I am having a problem getting conferencing to work. I have set up a simple meetme.conf and added an extension in extensions.conf, but I keep receiving a “that is not a valid conference number” message when I try to connect to the conference room. I have searched on this forum and googled the topic and have seen where there are a couple of “gotchas” for this particular error, but I can’t seem to get anything to work. Any help/suggestions would be most appreciated.
===some pertinent details===
OS = FC3 with 2.6.11-1.35_FC3 kernel
Hardware = single port fx0 card (clone); Celeron 2.4Ghz with Intel 865 board and 512MB RAM
I am using Xlite soft phones for this setup and can both place/receive calls (SIP and PSTN) fine.
===dmesg output ===
Zapata Telephony Interface Registered on major 196
ACPI: PCI Interrupt Link [LNKG] enabled at IRQ 7
PCI: setting IRQ 7 as level-triggered
ACPI: PCI interrupt 0000:01:01.0[A] -> GSI 7 (level, low) -> IRQ 7
wcfxo: DAA mode is 'FCC’
Found a Wildcard FXO: Generic Clone
===asterisk console output ===
– Executing MeetMe(“SIP/2002-a7d8”, “1234”) in new stack
== Parsing ‘/etc/asterisk/meetme.conf’: Found
– Playing ‘conf-invalid’ (language ‘en’)
== Spawn extension (from-sip, 99, 1) exited non-zero on ‘SIP/2002-a7d8’
===/var/log/messages entry===
Jun 26 19:07:20 WARNING[4809]: Unable to open pseudo channel for timing… Sound may be choppy. ;(I assume this is the culprit)
===meetme.conf entry===
conf = > 1234 ;no whitespace at the end of the file
Open an Asterisk console, set the verbosity to 4 or so (“set verbose 4”), and try entering a conference. The additional verbosity should give you more information about what exactly the problem is.
If I had to make a wild guess it would be that the permissions are off on some of your Zap dev entries, but the additional console output should point to the true culprit.
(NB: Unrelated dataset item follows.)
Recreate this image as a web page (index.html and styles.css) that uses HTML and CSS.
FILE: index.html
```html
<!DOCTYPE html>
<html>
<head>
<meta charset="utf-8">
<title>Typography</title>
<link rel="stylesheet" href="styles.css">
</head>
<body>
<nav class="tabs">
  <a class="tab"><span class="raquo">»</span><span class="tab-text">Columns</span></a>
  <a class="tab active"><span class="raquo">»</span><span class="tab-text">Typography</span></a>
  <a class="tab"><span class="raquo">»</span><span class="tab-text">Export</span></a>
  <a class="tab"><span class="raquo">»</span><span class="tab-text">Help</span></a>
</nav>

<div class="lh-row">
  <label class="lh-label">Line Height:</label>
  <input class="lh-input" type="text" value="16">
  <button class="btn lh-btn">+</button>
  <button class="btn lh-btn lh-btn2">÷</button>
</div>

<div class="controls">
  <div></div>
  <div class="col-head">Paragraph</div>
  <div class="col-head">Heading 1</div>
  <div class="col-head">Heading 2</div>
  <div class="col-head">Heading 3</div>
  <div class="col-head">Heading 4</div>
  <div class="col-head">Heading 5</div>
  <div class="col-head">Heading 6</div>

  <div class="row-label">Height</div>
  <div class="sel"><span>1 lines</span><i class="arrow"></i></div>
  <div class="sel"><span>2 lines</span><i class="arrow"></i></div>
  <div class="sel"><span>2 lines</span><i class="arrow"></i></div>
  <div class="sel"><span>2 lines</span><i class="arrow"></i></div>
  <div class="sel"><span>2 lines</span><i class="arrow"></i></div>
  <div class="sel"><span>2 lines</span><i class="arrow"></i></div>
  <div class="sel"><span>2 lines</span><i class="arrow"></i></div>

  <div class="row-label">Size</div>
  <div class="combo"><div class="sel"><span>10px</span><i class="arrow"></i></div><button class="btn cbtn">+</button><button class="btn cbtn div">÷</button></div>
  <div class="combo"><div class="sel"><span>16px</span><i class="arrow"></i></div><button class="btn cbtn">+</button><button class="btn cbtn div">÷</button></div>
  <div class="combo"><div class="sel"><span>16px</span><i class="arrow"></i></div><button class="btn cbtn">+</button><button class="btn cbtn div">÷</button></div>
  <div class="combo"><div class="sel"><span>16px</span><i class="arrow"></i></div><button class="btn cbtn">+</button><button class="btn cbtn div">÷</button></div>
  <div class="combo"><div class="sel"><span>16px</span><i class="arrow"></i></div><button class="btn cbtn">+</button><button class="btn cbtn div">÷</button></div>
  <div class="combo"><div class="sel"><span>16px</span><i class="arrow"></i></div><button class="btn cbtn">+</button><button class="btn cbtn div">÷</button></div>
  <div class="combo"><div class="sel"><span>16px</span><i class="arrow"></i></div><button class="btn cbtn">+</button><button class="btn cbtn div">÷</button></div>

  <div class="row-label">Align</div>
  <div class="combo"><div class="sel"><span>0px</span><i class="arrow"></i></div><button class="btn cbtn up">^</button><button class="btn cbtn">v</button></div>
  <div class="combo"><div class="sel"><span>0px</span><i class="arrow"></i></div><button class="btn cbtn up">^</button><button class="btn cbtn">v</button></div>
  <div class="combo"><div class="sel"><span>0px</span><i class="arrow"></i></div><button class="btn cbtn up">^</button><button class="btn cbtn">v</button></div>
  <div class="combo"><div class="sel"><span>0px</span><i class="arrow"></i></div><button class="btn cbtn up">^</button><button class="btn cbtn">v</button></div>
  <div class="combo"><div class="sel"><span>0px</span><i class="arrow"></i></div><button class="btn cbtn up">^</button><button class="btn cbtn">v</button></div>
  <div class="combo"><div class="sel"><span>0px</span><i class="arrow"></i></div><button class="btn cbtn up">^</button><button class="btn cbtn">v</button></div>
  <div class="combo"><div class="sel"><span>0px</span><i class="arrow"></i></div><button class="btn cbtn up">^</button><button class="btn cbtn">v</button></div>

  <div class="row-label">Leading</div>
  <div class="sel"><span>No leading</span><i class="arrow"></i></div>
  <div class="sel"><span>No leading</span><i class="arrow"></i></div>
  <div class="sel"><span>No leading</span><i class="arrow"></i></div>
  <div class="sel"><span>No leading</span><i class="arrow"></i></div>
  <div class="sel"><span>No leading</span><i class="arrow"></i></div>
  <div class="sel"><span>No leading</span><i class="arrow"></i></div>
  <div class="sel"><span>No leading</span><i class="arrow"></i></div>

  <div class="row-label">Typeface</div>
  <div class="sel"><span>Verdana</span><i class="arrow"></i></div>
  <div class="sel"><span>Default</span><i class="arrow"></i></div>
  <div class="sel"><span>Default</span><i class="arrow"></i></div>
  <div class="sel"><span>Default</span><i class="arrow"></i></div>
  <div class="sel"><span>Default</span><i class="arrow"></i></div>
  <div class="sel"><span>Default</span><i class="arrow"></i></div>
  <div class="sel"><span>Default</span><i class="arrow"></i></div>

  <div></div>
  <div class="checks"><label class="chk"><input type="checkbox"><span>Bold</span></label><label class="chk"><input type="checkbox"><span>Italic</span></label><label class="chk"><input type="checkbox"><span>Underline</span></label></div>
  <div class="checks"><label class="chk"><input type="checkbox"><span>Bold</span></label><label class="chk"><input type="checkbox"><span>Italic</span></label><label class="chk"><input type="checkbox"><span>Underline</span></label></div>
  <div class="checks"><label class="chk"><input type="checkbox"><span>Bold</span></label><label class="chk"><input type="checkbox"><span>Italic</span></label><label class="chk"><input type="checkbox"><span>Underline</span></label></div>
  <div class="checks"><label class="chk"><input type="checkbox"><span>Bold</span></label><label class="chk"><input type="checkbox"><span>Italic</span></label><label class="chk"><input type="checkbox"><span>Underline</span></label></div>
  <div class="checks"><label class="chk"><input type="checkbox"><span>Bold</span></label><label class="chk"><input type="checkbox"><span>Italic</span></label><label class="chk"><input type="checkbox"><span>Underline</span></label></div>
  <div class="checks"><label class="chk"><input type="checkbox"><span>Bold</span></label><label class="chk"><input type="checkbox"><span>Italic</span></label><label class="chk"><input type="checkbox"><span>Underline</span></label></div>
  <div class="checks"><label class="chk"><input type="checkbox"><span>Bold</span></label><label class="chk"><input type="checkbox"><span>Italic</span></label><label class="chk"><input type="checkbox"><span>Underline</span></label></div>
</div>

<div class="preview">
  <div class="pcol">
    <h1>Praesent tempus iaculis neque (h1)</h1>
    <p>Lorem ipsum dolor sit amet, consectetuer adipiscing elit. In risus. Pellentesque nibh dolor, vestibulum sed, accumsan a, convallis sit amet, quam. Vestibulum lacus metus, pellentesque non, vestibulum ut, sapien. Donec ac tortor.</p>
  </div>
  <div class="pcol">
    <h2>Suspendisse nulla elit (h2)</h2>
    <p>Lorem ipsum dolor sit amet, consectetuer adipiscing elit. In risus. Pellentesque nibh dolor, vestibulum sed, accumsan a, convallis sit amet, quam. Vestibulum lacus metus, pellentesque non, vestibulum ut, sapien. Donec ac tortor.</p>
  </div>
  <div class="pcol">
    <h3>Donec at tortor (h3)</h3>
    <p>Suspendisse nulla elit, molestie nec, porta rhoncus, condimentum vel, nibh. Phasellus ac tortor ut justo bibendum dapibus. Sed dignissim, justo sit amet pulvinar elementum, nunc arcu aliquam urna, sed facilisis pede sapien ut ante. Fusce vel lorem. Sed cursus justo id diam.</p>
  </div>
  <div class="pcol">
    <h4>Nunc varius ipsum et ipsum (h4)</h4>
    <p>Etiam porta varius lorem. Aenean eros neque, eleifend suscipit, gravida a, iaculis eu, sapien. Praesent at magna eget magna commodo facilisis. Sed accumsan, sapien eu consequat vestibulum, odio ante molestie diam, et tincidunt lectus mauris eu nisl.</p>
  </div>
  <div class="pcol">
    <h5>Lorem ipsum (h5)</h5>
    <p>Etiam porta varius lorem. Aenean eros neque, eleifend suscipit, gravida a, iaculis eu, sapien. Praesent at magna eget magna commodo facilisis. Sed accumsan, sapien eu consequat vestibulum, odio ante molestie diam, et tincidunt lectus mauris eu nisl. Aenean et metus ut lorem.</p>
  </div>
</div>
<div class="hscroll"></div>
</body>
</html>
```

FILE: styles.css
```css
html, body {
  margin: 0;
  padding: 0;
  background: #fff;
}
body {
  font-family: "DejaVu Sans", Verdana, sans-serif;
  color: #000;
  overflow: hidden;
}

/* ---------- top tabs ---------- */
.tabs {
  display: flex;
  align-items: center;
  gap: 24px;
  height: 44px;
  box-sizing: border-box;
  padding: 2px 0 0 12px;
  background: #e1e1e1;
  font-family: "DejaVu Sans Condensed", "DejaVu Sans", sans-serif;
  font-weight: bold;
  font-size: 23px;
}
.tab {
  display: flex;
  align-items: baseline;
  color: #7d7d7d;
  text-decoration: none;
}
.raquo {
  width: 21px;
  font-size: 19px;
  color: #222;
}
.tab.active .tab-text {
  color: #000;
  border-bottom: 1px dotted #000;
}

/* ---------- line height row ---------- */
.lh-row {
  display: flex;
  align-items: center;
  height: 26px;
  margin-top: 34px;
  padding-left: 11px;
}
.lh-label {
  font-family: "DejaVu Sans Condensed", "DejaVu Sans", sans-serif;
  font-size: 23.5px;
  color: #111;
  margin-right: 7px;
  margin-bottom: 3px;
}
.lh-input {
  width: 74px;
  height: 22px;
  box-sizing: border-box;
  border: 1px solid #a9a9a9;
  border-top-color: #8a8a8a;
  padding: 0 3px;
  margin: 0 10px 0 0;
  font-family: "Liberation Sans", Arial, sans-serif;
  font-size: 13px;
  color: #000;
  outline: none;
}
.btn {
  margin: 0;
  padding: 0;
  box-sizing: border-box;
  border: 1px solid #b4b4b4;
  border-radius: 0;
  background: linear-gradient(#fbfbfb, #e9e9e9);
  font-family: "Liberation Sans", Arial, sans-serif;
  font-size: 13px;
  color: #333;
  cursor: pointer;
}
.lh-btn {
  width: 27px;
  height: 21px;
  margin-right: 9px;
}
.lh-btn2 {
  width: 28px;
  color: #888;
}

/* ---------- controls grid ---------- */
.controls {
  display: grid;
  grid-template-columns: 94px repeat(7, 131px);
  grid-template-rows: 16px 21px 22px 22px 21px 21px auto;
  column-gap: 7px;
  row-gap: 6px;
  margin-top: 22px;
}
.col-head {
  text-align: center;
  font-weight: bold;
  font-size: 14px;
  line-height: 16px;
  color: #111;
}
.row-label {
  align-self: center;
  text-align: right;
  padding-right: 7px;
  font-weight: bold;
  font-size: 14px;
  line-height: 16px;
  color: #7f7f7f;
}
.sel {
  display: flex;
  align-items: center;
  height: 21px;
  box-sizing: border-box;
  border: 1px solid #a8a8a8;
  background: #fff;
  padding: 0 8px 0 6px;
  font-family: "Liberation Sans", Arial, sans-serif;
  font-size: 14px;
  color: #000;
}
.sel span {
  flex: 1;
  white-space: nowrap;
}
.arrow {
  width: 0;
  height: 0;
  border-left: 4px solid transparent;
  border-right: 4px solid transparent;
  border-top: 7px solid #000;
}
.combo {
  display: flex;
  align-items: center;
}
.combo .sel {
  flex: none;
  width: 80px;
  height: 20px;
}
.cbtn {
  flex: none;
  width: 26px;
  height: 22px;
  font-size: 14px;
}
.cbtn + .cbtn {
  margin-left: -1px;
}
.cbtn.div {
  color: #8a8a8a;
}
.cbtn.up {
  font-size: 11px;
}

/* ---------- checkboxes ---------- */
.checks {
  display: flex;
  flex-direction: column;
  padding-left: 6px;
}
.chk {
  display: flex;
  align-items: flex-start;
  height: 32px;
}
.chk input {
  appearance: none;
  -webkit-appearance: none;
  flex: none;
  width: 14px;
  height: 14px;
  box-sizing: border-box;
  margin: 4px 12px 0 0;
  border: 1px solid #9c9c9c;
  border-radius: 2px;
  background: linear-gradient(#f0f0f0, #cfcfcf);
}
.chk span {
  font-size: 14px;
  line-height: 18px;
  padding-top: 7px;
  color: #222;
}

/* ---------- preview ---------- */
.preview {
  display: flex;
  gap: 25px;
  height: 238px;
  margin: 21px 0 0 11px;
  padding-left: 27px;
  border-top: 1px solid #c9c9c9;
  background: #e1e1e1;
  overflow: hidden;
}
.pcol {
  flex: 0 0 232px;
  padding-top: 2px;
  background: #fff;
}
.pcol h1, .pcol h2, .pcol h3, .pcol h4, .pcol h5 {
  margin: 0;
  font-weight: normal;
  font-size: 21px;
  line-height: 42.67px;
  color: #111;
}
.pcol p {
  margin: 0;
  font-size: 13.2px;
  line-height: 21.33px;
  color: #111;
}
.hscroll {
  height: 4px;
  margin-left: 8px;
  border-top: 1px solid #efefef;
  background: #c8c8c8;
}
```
Thanks for the tip. Asterisk did spit more to the console. Asterisk is looking for /dev/zap/pseudo, but in /dev/zap the file is named pseuedo for some reason. Any idea why? Would a simple “mv pseuedo pseudo” do the trick you think??
===Asterisk console output===
– Executing MeetMe(“SIP/2001-350b”, “1234”) in new stack
== Parsing ‘/etc/asterisk/meetme.conf’: Found
Jun 27 08:51:16 WARNING[4534]: chan_zap.c:770 zt_open: Unable to open ‘/dev/zap/pseudo’: No such file or directory
Jun 27 08:51:16 ERROR[4534]: chan_zap.c:6731 chandup: Unable to dup channel: No such file or directory
Jun 27 08:51:16 WARNING[4534]: app_meetme.c:227 build_conf: Unable to open pseudo channel - trying device
Jun 27 08:51:16 WARNING[4534]: app_meetme.c:230 build_conf: Unable to open pseudo device
– Playing ‘conf-invalid’ (language ‘en’)
===Here is /dev/zap/ ===
[root@chelsea asterisk]# ls -l /dev/zap
total 0
crws-----T 1 root root 196, 1 Jun 26 20:23 1
crws-----T 1 root root 196, 254 Jun 26 20:22 channel
crws-----T 1 root root 196, 0 Jun 26 20:22 ctl
crws-----T 1 root root 196, 255 Jun 26 20:22 pseuedo
crws-----T 1 root root 196, 253 Jun 26 20:22 timer
Yep, you can just rename the device node to fix it. Depending on which version of the Linux kernel you’re using and the options it was built with, that may not be a permanent fix, but it should fix it until the next reboot.
A permanent fix may be as simple as running grep on /etc to find a file with the typo and correcting it.
I grep’d for the pseuedo reference in /etc but could not find it. I didn’t have time for a more exhaustive search, but I’ll try to track it down later.
Right now my conference calling is working fine - thanks ColinM for your assistance.